BPPL Holdings posts Rs 393m PAT | Sunday Observer

BPPL Holdings posts Rs 393m PAT

9 April, 2017

BPPL Holdings last week announced its interim unaudited financial results for the eleven month period April 2016 to February 2017. Consolidated revenue for the period was Rs. 2.2 billion, up 19% over the corresponding period in the previous year. Revenue continued to grow as the company pursued its dual objectives of penetrating the household market segment both through direct sales to retailers and own branded goods sales in Sri Lanka and Indonesia. Direct sales accounted for 11% of total sales for the period, up 30% year-on-year. Own branded goods also grew by 55%, again over the corresponding period in the previous year.

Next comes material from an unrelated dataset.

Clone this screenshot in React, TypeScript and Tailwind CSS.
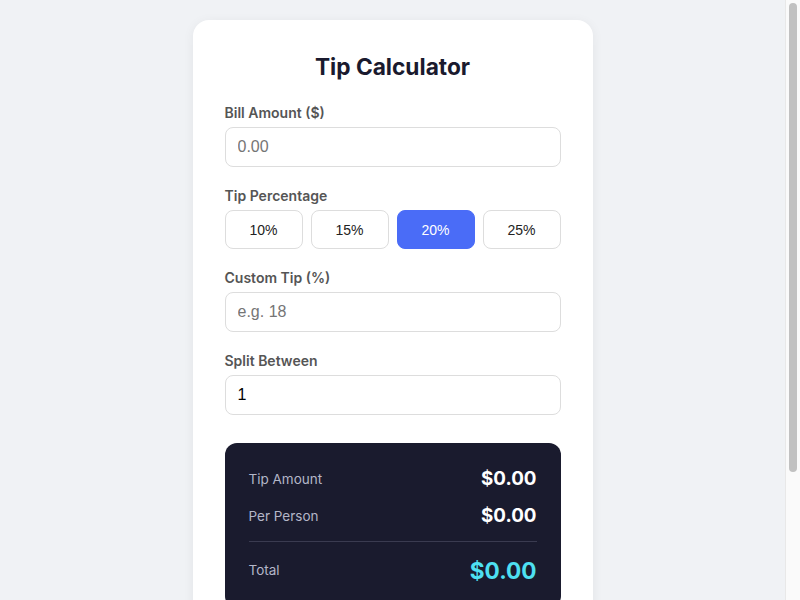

Gross profit was up by a faster 30% year-on-year to Rs. 881 million due to margin expansion amid revenue growth. Gross profit margins, which improved from 37% to 40% during the eleven month period ended February 2017, continued to benefit from higher productivity, lower costs as a result of improved raw material sourcing and Sri Lankan Rupee depreciation against the US Dollar. Improved productivity and stringent cost controls also led to a 47% increase in operating profit to Rs. 472 million compared to the same period in the previous year.

Moreover, margins continued to expand to 21% at a Profit-Before-Tax level due to lower interest expenses as accumulated profits were used for debt retirement.

Profit-Before-Tax was Rs. 453 million for the period whilst Profit-After-Tax attributable to the company’s shareholders was Rs. 393 million, an increase of 48% year-on-year. Non-annualized EPS for the period amounted to Rs1.28.

Meanwhile, BPPL Holdings moved ahead with its plans for extruding synthetic yarn by placing orders with machinery suppliers.

The construction of a new factory in the Horana BOI Industrial Zone also commenced in January. This yarn production facility, which involves an investment of Rs. 675 million, is set to come on stream in the January to March quarter of 2018 and contribute to revenue from April 2018.